DRM directly caused me to ignore video games nigh completely for years, until about half a decade ago Humble Bundle popped up on my radar with neat so-called indie games. Humble Bundle is just a DRM pusher these days, but since 2014 I’ve been happy on GOG.
I would like to add that you can get DRM free games in other stores too - especially Itch.io and the Humble Store.
I just simply don’t buy games with DRM and/or on Steam - if they aren’t outstanding games like The Cave. (And that was the only game I bought on Steam ever. )
When they say Steam key included, fair enough. You can clearly see which files you get so I imagine something like The_Last_Dogma_1.6_DRM_FREE.zip probably isn’t lying. That’s the first result there…
So as far as I can tell I don’t have the plain ease of use of just knowing like I do on GOG or even Humble. I would have to excessively double check. I don’t like that.
I’ve got quite a few old games I’m conveniently running in FS-UAE, but the manuals required for the copy protection quiz are stored away in the basement.
Back then, when I still used Windows for gaming, I didn’t enable internet access out of paranoia, so any games requiring online activation or (god forbid!) came with always-online-DRM basically disqualified themselves.
Nowadays, getting a physical edition of a game, more often than not gets you the Steam version. Always a big struggle between the collector in me, and the DRM-objector that would rather buy on GOG (Kudos for the TWP physical edition, in that regard!). Of course, a few select games do not require the Steam client once installed.
In the end, I never bought a game that I couldn’t play because of its DRM (though there were games I did not buy), but I’ve definitely been inconvenienced.
What about GOG Galaxy then?
I was recently seduced to install a game using that instead of my usual “offline” installation. Just so I could play it with achievements.
I have to enter my credentials? Then I have to wait for GOG Galaxy to update? Technically it might still be DRM-free (although with that required login…), but you get exactly all the frustrating additional hoops you need to jump through as with Steam.
Well, except you don’t need to jump through any of those hoops, except for some more questionable multiplayer DRM things. I do wish they’d stop pushing it so much though.
Just for the records: I haven’t said that every game is DRM free on Itch. I’ve bought many games on Itch and all of them were DRM free. I never stumbled over the games you found, it’s the first time I see them.

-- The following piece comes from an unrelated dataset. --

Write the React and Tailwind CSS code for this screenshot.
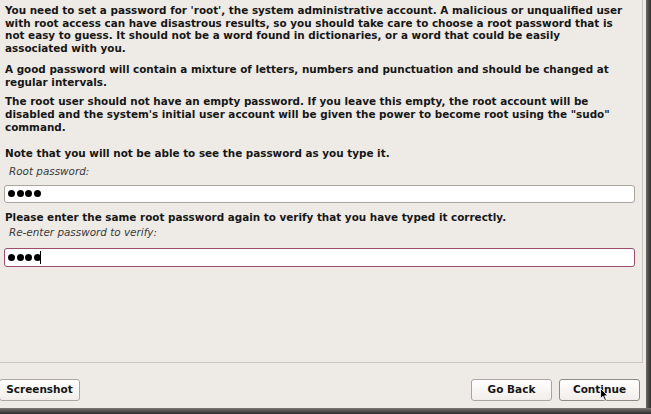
export default function App() {
  const dots = (n) => (
    <span className="flex items-center gap-[1.5px]">
      {Array.from({ length: n }).map((_, i) => (
        <span key={i} className="block w-[7px] h-[7px] rounded-full bg-black" />
      ))}
    </span>
  )

  return (
    <div
      className="relative w-[651px] h-[414px] overflow-hidden bg-[#eeebe7] text-[#161616] flex flex-col"
      style={{ fontFamily: '"DejaVu Sans", "Liberation Sans", sans-serif' }}
    >
      <div className="flex flex-1 min-h-0">
        <div className="flex-1 flex flex-col">
          {/* Main panel */}
          <div className="h-[363px] w-[643px] border-r border-b border-[#cbc6c0] pl-[5px] pt-[4px] text-[10.4px] leading-[12.7px] font-bold whitespace-nowrap">
            <p>
              You need to set a password for 'root', the system administrative account. A malicious or unqualified user<br />
              with root access can have disastrous results, so you should take care to choose a root password that is<br />
              not easy to guess. It should not be a word found in dictionaries, or a word that could be easily<br />
              associated with you.
            </p>
            <p className="mt-[8px]">
              A good password will contain a mixture of letters, numbers and punctuation and should be changed at<br />
              regular intervals.
            </p>
            <p className="mt-[7px]">
              The root user should not have an empty password. If you leave this empty, the root account will be<br />
              disabled and the system's initial user account will be given the power to become root using the "sudo"<br />
              command.
            </p>
            <p className="mt-[14px]">Note that you will not be able to see the password as you type it.</p>
            <p className="mt-[5px] pl-[4px] italic font-normal text-[#3a3a3a]">Root password:</p>
            <div className="mt-[7px] mr-[7px] -ml-[1px] h-[18px] bg-white border border-[#aaa59f] rounded-[3px] flex items-center pl-[3px]">
              {dots(4)}
            </div>
            <p className="mt-[8.5px]">Please enter the same root password again to verify that you have typed it correctly.</p>
            <p className="mt-[2.5px] pl-[4px] italic font-normal text-[#3a3a3a]">Re-enter password to verify:</p>
            <div className="mt-[9px] mr-[7px] -ml-[1px] h-[19px] bg-white border border-[#9d4c69] rounded-[3px] flex items-center pl-[3px]">
              {dots(4)}
              <span className="block w-px h-[13px] bg-black -ml-[1px]" />
            </div>
          </div>

          {/* Footer buttons */}
          <div className="flex-1 flex items-start justify-between pr-[6px] pt-[16px]">
            <button className="h-[22px] w-[81px] -ml-[1px] rounded-[3px] border border-[#aaa59f] bg-gradient-to-b from-white to-[#f1eeea] text-[10.5px] font-bold">
              Screenshot
            </button>
            <div className="flex gap-[7px]">
              <button className="h-[22px] w-[81px] rounded-[3px] border border-[#aaa59f] bg-gradient-to-b from-white to-[#f1eeea] text-[10.5px] font-bold">
                Go Back
              </button>
              <button className="h-[22px] w-[81px] rounded-[3px] border border-[#8f8a85] bg-gradient-to-b from-white to-[#f1eeea] text-[10.5px] font-bold">
                Continue
              </button>
            </div>
          </div>
        </div>
        {/* window edge, right */}
        <div className="w-[5px] bg-gradient-to-r from-[#6d6a67] to-[#2f2f2f]" />
      </div>
      {/* window edge, bottom */}
      <div className="h-[6px] bg-gradient-to-b from-[#7a7774] to-[#2c2c2c]" />

      {/* mouse pointer */}
      <svg className="absolute left-[600px] top-[388px]" width="9" height="14" viewBox="0 0 9 14">
        <path d="M0.5 0.5 L0.5 10.5 L3 8.3 L4.8 12.5 L6.3 11.8 L4.6 7.8 L7.8 7.8 Z" fill="#000" stroke="#fff" strokeWidth="0.8" />
      </svg>
    </div>
  )
}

You don’t have to buy on Itch or in the Humble Store, but they are selling DRM free games too. So the FCK DRM campaign is (in its current state) just an advertisement for Gog.
They did cleverly make it about “a 100% DRM-free source.” It seems a bit nasty to exclude Humble that way, but I remain rather unconvinced by this Itch thing given that it failed the basic criterion of filtering for DRM-free. It’s obviously better than Steam, but that’s a fairly low bar.
It’s also an advertisement for various other commercial parties, such as Bandcamp, where I bought the TWP soundtrack, 7Digital, and emusic (never heard of those two). It’s missing Qobuz imo. Of course among commercial parties there’s also Vimeo on Demand.
I don’t really understand their owner qualification in what @Sushi quoted previously either:
So imagine I’d like to see Qobuz listed, I’d have to contact Qobuz to ask if they can contact FCK DRM? Seems rather roundabout.
(Or would they exclude Qobuz because they offer a presumably DRM-ed streaming service besides the DRM-free store? That’d be nasty, imo.)
On itch.io you can distribute anything you like, it’s very friendly for distributors.
On the other hand consumers get stuff like you have posted above, e.g. a text file telling you how to redeem a Steam game
Bottom line is you always have to read carefully the descriptions and check which files you will actually get.
It’s mainly a problem with lazy implementation of achievements. Shovel Knight for instance just shows them in-game. They have a separate menu item to browse through them which works with every DRM-free release of the game.
They have to push it to be able to compete with something like Steam. Most gamers want convenience and don’t care about much else. Auto-update and achievements are a must these days.
Luckily GOG doesn’t enforce having achievements otherwise a lot of games would be missing from there, maybe even TWP.
If you want to use online features, which achievements are most of the time, you need to be online. That’s not DRM. Especially when you can use all offline features without ever going online.
The only offline achievements I know of are in Minecraft. That game has its own DRM anyway, though.
One case, I regret buying with DRM was not a game, but a movie. It’s True Lies in HD. They have it on Videoload, which is the streaming service of Deutsche Telekom. The encryption they use ridiculously pushes my CPU to its limits, resulting in frame drops. Even worse, I only learned later, that I bought a license for PC viewing only, but would need to purchase again to watch it on any supported media receiver or television set. Every other streaming service would tie the purchase to your account, but not to a certain device. That’s outrageous. I would never buy anything from them again for sure.
Achievements are an offline feature. They just aren’t when implemented using an online service like Steam or GOG Galaxy but even then games need to keep track of their state, like TWP. TWP is basically just missing the UI for showing achievements…
Achievements can be tied to online features though, e.g. getting special items when unlocking some achievement or being able to brag online about them. But the basic feature doesn’t need any online functionality.
Steam achievements are an online feature. Steam keeps track of them on its servers and does all the statistics with them. If you play Steam games offline, you won’t get achievements. I guess, other platforms are very similar to this. I never tried GOG Galaxy, since I don’t really care for achievements.
Sure, achievements could be designed as an offline feature, but companies aren’t interested in doing that. Minecraft (Java edition) seems to be the exception there.